**Given data:**
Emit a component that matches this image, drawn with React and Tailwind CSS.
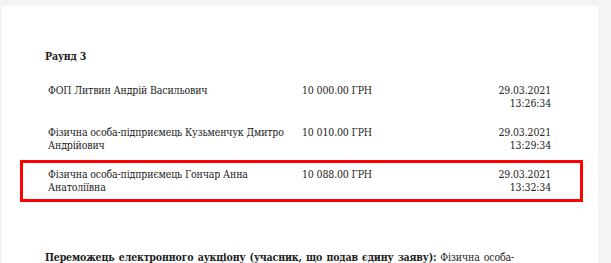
const rows = [
  {
    name: "ФОП Литвин Андрій Васильович",
    amount: "10 000.00 ГРН",
    date: "29.03.2021",
    time: "13:26:34",
  },
  {
    name: "Фізична особа-підприємець Кузьменчук Дмитро Андрійович",
    amount: "10 010.00 ГРН",
    date: "29.03.2021",
    time: "13:29:34",
  },
  {
    name: "Фізична особа-підприємець Гончар Анна Анатоліївна",
    amount: "10 088.00 ГРН",
    date: "29.03.2021",
    time: "13:32:34",
    winner: true,
  },
];

const App = () => {
  return (
    <div className="w-[611px] h-[263px] overflow-hidden bg-[#f4f4f4] pt-[6px] pl-[2px] font-['DejaVu_Serif',serif] font-stretch-condensed text-[10.5px] tracking-[-0.15px] leading-[12.5px] text-[#222]">
      <div className="w-[596px] h-[300px] bg-white pt-[44px]">
        <h3 className="pl-[43px] font-bold">Раунд 3</h3>

        <div className="mt-[13px]">
          {rows.map((row) => (
            <div
              key={row.time}
              className={`ml-[18px] mr-[15px] flex border-[3px] py-[5.5px] pl-[25px] pr-[29px] ${
                row.winner ? "border-[#ff0000]" : "border-transparent"
              }`}
            >
              <div className="w-[254px] shrink-0 pr-[4px]">{row.name}</div>
              <div className="flex-1">{row.amount}</div>
              <div className="text-right">
                {row.date}
                <br />
                {row.time}
              </div>
            </div>
          ))}
        </div>

        <p className="mt-[49px] w-[512px] pl-[43px] text-justify">
          <b>Переможець електронного аукціону (учасник, що подав єдину заяву):</b>{" "}
          Фізична особа-підприємець Гончар Анна Анатоліївна
        </p>
      </div>
    </div>
  );
};

export default App;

**Required task:** Write out the listing above exactly as it stands, pictures excluded.

**Worked answer:**
Emit a component that matches this image, drawn with React and Tailwind CSS.
const rows = [
  {
    name: "ФОП Литвин Андрій Васильович",
    amount: "10 000.00 ГРН",
    date: "29.03.2021",
    time: "13:26:34",
  },
  {
    name: "Фізична особа-підприємець Кузьменчук Дмитро Андрійович",
    amount: "10 010.00 ГРН",
    date: "29.03.2021",
    time: "13:29:34",
  },
  {
    name: "Фізична особа-підприємець Гончар Анна Анатоліївна",
    amount: "10 088.00 ГРН",
    date: "29.03.2021",
    time: "13:32:34",
    winner: true,
  },
];

const App = () => {
  return (
    <div className="w-[611px] h-[263px] overflow-hidden bg-[#f4f4f4] pt-[6px] pl-[2px] font-['DejaVu_Serif',serif] font-stretch-condensed text-[10.5px] tracking-[-0.15px] leading-[12.5px] text-[#222]">
      <div className="w-[596px] h-[300px] bg-white pt-[44px]">
        <h3 className="pl-[43px] font-bold">Раунд 3</h3>

        <div className="mt-[13px]">
          {rows.map((row) => (
            <div
              key={row.time}
              className={`ml-[18px] mr-[15px] flex border-[3px] py-[5.5px] pl-[25px] pr-[29px] ${
                row.winner ? "border-[#ff0000]" : "border-transparent"
              }`}
            >
              <div className="w-[254px] shrink-0 pr-[4px]">{row.name}</div>
              <div className="flex-1">{row.amount}</div>
              <div className="text-right">
                {row.date}
                <br />
                {row.time}
              </div>
            </div>
          ))}
        </div>

        <p className="mt-[49px] w-[512px] pl-[43px] text-justify">
          <b>Переможець електронного аукціону (учасник, що подав єдину заяву):</b>{" "}
          Фізична особа-підприємець Гончар Анна Анатоліївна
        </p>
      </div>
    </div>
  );
};

export default App;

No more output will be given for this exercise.